BPPN tercatat menguasai aset hingga Rp600 triliun. Namun, tingkat pengembaliannya sangat rendah. Menurut BPK, hingga berakhirnya masa tugas pada 2004, BPPN hanya berhasil mengumpulkan Rp188,88 triliun atau 30,39 persen dari total target pengembalian uang negara yang dibebankan senilai Rp621,55 triliun. Sementara total biaya penyehatan perbankan mencapai Rp667,13 triliun. Tugas BPPN kemudian diteruskan PT Perusahaan Pengelola Aset (PT PPA). Belum diperoleh angka pasti berapa nilai aset eks BPPN yang berhasil dijual PT PPA. Yang pasti, mendapatkan dana pemerintah kembali sangat sulit mengingat aset-aset yang ditangani PT PPA tinggal sisa-sisa dan sulit untuk dijual pada harga terbaik.

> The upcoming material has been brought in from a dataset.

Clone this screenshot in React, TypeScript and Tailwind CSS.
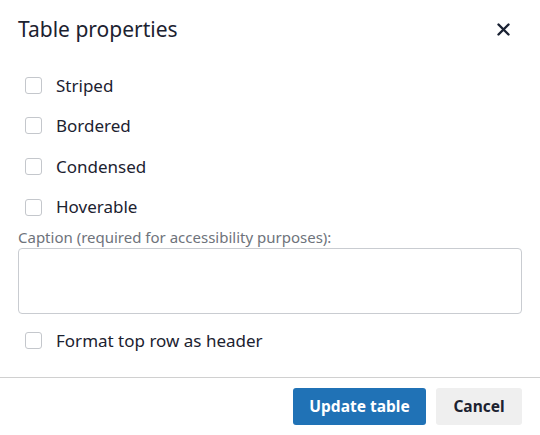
import React from "react";

function Check({ label }: { label: string }) {
  return (
    <label className="flex items-center h-[40.6px] pl-[25px]">
      <span className="w-[17px] h-[17px] rounded-[3px] border border-[#c4c7cc] bg-white shrink-0" />
      <span className="ml-[14px] text-[17px] text-[#1c2230]">{label}</span>
    </label>
  );
}

export default function App() {
  return (
    <div className="w-[540px] h-[435px] bg-white flex flex-col font-['Noto_Sans',sans-serif] text-[#1c2230]">
      <div className="flex items-center justify-between h-[58px] pl-[18px] pr-[30px]">
        <h1 className="text-[21px] leading-none">Table properties</h1>
        <svg width="13" height="13" viewBox="0 0 13 13" className="mt-[1px]">
          <path d="M1.5 1.5 L11.5 11.5 M11.5 1.5 L1.5 11.5" stroke="#1a2233" strokeWidth="2.4" strokeLinecap="round" />
        </svg>
      </div>
      <div className="flex flex-col mt-[7px]">
        <Check label="Striped" />
        <Check label="Bordered" />
        <Check label="Condensed" />
        <Check label="Hoverable" />
      </div>
      <div className="px-[18px]">
        <div className="text-[15px] leading-[20px] text-[#6e737b]">Caption (required for accessibility purposes):</div>
        <div className="h-[66px] mt-[1px] rounded-[4px] border border-[#c9ccd1]" />
      </div>
      <div className="mt-[6px]">
        <Check label="Format top row as header" />
      </div>
      <div className="mt-[16px] border-t border-[#d0d0d0]" />
      <div className="flex justify-end gap-[10px] pr-[18px] pt-[10px]">
        <button className="w-[133px] h-[37px] rounded-[3px] bg-[#2072b6] text-white text-[15.5px] font-bold">Update table</button>
        <button className="w-[86px] h-[37px] rounded-[3px] bg-[#efefef] text-[#1c2230] text-[15.5px] font-bold">Cancel</button>
      </div>
    </div>
  );
}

Tidak hanya tingkat pengembalian dari penjualan aset yang rendah, pemerintah juga mendapatkan fakta bahwa penyaluran BLBI ternyata banyak mengalami penyimpangan. Menurut hasil audit investigasi BPK, ditemukan kelemahan sistem pembinaan dan pengawasan perbankan dan kelemahan manajemen penyaluran BLBI. BPK menemukan bahwa negara rugi sebesar Rp138,442 triliun atau 98% dari total BLBI, yang disalurkan pada 29 Januari 1999.

Biaya yang harus dikeluarkan negara sungguh tidak sedikit. Ongkos krisis kepercayaan ternyata sangat mahal, bahkan hingga saat ini masih harus dipikul.

Tahun demi tahun dihabiskan pemerintah untuk membayar bunga dan pokok obligasi rekap ini. Hingga kini, detail dari proporsi obligasi rekap yang masih ada dan detail pembayaran yang dilakukan pemerintah memang tidak pernah ada. Dalam APBN biasanya hanya disebutkan total pembayaran bunga utang domestik. Pada APBN 2016 misalnya, hanya disebutkan pembayaran bunga utang domestik Rp168,5 triliun. Nilai itu tidak merinci berapa nilai pembayaran bunga obligasi rekap dan berapa porsi untuk surat utang domestik lainnya.

Namun, pemerintah mengakui bahwa obligasi rekap ini terus membebani APBN. Dalam rincian utang pemerintah yang dikeluarkan Kementerian Keuangan, disebutkan bahwa kenaikan nominal utang pemerintah berasal dari akumulasi utang di masa lalu dan dampak krisis ekonomi 1997/1998.

Krisis terhadap perbankan yang memicu rush besar-besaran telah menyengsarakan negara ini hampir 2 dekade lamanya. Hingga detik ini, negara masih harus menanggung bebannya. Dari pelajaran di masa lalu, semua orang tentunya berharap tidak akan ada lagi krisis yang memicu rush besar-besaran.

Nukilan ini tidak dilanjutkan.